The pernicious influence of society upon the morals of the individual being discovered, it is easy to suppress the bad instincts and develop the good. Your society based on antagonism of interests having produced the struggle between individuals, procreates the malevolent beast called “civilized man.” Conceive, then, an organization based, on the contrary, upon the strictest solidarity. Make it so that private interests shall no longer be opposed to each other, nor contrary to public interests. Make it so that personal well-being shall flow from the general well-being, or produce it. Make it so that, in order to live and to enjoy, people need not fear the competition of their fellows. Make it so that by associating their energies and aspirations they may find their expectations realized thereby. Make it so that this association shall not be turned to the detriment of neighboring groups.

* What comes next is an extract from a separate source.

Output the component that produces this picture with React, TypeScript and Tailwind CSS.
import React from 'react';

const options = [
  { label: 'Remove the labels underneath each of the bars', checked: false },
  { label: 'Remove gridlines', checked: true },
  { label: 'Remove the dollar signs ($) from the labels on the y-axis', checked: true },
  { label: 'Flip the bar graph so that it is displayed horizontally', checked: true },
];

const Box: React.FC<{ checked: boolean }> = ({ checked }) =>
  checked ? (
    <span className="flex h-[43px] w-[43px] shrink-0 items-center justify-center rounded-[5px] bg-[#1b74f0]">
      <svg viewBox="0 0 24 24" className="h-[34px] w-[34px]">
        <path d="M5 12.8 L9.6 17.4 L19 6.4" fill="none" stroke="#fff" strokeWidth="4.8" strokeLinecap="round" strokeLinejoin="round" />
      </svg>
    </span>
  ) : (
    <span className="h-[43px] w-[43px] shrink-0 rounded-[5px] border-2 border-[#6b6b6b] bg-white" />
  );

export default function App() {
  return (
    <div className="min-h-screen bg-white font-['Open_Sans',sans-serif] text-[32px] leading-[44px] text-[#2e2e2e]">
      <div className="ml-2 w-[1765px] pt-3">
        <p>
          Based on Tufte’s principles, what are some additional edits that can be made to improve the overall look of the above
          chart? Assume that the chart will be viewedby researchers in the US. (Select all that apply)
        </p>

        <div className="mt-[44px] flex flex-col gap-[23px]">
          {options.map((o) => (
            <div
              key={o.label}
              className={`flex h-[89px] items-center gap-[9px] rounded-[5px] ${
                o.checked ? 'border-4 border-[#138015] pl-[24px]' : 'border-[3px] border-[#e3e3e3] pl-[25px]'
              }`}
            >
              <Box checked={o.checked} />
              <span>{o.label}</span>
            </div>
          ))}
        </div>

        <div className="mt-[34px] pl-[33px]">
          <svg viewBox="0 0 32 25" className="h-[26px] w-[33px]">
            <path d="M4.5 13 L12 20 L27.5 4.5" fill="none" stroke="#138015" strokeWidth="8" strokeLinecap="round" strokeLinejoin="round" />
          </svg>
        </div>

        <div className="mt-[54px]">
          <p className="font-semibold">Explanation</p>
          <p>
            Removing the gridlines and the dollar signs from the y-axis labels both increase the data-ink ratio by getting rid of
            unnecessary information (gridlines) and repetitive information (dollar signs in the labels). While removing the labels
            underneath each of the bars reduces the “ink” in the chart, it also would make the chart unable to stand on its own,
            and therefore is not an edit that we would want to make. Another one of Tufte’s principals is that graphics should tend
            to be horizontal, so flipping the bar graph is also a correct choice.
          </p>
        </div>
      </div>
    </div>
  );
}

You are afraid of the lazy! Make work attractive. Instead of riveting it upon a small minority of society to whom it becomes a torture, do away with all your State machinery, your useless offices, and organize your society in such a way that each shall be led, by mere force of circumstances and not by any authority whatever, to cooperate in social production. Make work useful, necessary, and so that it may be a hygienic exercise instead of a torture. From the present organization you reap a harvest of wars, crimes, thefts, fraud, and misery. This is the result of private property and authority; it is the influence of environment making itself felt. If you would have a society in which reign confidence, solidarity, and well-being for all, base it upon liberty, reciprocity, and equality.